Tuesday, 27 February 2018

The latest chapter

I am resuscitating this corpse of a blog.  Or, rather, an online diary by this point as I last updated it in July of last year!

I stopped posting as I was boring myself.  Same old struggles, same old lack of progress, same old heartbreak.  But now I have a reason to document the next year or so (I hope).

My specialist has been talking for a few years now about whether I’d be prepared to consider bariatric surgery and I’ve always said no.  Until May this year when I said I would (consider it).  I then went away and did quite a bit of research.

I was initially attracted to the bypass option – purely and simply because you lose the most weight that way (something like 78-80% of excess weight lost).  I talked to P about it whilst we were off on holiday last week (Qatar – tried using my Arabic but everyone in a service job was from other countries (mainly the Philippines)).  He was concerned about the irreversibility of it.  I took his point.  

So I started looking at the band.  It’s less invasive and I’d be back at work sooner.  Typically it says around 50% of excess weight is lost.  Tbhwhilst I’d like to lose a lot more, as the advert says, every little helps.  Plus, although it may sound trivial, I think you’re not supposed to drink with or after eating with the bypass - I didn’t take my wine exams to never drink again. I can give it up for a period of time but not forever. 

But it all depends – of course – on what the surgeon says.  I have two appointments in April.  One with the nurse (and I think – although it’s not clear) that that’s a series of appointments over the whole day.  Then a couple of weeks later with the surgeon.  There is a lot of form filling to be done before then – it is really depressing me.  It’s forcing me to remember all the lows (in mood rather than scales – although there’s certainly an inverse relationship there) – I’m struggling to keep myself above the sucking waters of depression as it is, this is pulling me down further.

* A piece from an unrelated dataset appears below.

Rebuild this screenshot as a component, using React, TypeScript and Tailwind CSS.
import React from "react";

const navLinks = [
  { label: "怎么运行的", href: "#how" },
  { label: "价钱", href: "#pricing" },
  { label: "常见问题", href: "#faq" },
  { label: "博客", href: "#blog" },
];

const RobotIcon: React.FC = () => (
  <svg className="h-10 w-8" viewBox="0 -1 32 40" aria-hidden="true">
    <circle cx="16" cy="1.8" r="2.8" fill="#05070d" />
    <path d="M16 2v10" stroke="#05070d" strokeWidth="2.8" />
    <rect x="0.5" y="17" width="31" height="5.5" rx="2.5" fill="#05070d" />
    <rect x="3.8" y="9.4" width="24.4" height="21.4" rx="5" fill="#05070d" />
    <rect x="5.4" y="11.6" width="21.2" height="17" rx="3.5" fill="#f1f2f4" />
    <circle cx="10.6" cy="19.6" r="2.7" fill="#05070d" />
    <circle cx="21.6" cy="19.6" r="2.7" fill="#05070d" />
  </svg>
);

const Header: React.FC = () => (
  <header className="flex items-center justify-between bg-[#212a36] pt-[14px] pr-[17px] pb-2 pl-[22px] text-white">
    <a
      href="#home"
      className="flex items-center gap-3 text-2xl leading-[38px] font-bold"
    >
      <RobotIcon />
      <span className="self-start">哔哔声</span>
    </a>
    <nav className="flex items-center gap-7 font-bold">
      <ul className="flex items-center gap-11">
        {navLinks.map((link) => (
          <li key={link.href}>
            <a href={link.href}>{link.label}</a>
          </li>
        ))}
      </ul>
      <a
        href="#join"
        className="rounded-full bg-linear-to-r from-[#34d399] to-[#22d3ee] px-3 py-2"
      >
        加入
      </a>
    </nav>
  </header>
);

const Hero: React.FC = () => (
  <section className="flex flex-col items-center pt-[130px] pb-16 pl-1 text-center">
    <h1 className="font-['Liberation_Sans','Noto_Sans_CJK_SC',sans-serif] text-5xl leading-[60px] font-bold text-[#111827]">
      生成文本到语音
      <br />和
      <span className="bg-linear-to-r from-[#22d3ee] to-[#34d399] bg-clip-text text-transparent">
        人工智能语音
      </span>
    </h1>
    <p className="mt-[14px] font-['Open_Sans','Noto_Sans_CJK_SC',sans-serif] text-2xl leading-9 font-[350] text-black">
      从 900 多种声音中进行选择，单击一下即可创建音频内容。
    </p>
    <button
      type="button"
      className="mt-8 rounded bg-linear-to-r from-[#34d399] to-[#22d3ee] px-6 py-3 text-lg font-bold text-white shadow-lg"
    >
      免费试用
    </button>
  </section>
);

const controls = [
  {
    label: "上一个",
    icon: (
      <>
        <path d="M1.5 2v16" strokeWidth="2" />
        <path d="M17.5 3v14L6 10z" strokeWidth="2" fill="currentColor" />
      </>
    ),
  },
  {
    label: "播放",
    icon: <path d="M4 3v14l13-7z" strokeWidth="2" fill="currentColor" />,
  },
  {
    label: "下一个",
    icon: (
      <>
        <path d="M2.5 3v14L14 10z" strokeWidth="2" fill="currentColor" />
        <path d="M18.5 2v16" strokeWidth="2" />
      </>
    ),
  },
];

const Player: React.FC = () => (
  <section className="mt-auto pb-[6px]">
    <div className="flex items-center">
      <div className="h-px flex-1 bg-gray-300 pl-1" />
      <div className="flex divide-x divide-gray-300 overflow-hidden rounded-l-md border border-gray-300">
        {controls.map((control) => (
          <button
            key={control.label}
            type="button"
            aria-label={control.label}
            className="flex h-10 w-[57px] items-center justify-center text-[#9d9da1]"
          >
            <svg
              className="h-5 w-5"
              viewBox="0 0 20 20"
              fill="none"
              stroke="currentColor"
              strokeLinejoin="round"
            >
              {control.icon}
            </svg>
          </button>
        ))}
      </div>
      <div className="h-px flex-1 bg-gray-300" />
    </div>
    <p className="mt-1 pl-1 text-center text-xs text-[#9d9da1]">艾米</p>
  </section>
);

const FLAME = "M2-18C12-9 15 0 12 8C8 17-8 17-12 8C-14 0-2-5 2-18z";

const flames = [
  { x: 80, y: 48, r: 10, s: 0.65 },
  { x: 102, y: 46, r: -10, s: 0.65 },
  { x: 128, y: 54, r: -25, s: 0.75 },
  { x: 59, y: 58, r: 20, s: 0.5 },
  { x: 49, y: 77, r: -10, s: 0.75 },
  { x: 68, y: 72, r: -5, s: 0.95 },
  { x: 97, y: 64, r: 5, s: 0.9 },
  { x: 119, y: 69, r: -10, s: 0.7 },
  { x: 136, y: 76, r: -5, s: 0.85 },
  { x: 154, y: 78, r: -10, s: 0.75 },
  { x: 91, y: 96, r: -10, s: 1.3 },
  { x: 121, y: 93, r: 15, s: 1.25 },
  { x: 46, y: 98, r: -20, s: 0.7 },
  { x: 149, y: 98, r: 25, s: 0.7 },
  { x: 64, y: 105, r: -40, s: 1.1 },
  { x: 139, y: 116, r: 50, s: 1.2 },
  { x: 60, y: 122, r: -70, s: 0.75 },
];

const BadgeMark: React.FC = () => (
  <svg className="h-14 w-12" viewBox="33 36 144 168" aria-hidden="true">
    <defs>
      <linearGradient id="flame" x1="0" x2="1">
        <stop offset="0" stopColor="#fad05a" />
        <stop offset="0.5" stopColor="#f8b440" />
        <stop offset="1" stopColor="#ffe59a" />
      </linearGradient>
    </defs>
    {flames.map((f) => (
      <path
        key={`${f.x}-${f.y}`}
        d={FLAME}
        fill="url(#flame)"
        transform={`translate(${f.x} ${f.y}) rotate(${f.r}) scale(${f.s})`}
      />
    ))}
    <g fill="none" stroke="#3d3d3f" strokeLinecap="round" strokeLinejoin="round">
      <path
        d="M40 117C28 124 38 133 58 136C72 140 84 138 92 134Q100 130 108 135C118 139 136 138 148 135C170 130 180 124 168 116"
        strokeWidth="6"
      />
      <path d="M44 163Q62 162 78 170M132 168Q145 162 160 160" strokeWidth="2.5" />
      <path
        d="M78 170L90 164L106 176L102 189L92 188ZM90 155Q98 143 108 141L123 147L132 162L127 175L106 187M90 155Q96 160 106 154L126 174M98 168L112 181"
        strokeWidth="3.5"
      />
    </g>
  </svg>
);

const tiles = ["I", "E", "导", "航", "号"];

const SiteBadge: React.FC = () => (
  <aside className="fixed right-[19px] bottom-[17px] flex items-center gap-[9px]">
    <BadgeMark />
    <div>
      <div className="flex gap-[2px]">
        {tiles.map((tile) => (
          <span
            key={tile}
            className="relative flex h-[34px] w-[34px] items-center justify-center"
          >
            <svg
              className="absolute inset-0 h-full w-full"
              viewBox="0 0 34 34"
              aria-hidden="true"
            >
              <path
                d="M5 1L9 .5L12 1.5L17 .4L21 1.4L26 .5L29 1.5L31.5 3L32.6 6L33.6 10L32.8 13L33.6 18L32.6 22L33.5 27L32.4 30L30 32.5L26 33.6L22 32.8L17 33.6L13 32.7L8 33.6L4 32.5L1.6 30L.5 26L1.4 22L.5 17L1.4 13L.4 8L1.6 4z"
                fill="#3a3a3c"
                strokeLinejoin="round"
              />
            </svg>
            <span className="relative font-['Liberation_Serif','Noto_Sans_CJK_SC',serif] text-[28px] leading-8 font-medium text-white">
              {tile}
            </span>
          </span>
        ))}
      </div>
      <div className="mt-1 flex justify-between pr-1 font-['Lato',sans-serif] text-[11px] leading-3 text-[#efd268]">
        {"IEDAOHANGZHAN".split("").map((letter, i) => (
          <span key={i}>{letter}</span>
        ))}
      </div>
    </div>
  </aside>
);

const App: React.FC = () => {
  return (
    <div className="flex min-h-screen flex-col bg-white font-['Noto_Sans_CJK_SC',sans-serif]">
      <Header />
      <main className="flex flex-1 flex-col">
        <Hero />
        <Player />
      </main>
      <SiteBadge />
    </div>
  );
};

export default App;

I intend to tell no-one about this (if it does happen): just my husband and you dear (probably given up) Reader.  I do think there’s a concept of ‘cheating’ with it by people who haven’t given it much thought.  I read an excellent blog of a lady who went through this: she repeated what her clinical team had told her, which also chimed with her experience, that the band helps you by approximately 30% and the remaining 70% has to come from you.  It seems that you have an initial big loss (akin to Lighterlife you lose approximately a stone a month for the first three months) and then it’s 1-2lbs a week.  You see, that would be fine for me – working to lose maybe half a stone a month (especially after the bigger loss).  What has felled me in the past is when the losses just stop, despite the effort I put in.  Then it turns into a vicious circle.  When I’m getting results, I find it much easier to stick to.  I know that’s twisted. If I were more steely I would be all the more determined. I fear I am not a woman of substance. Although of course I am a substantial woman.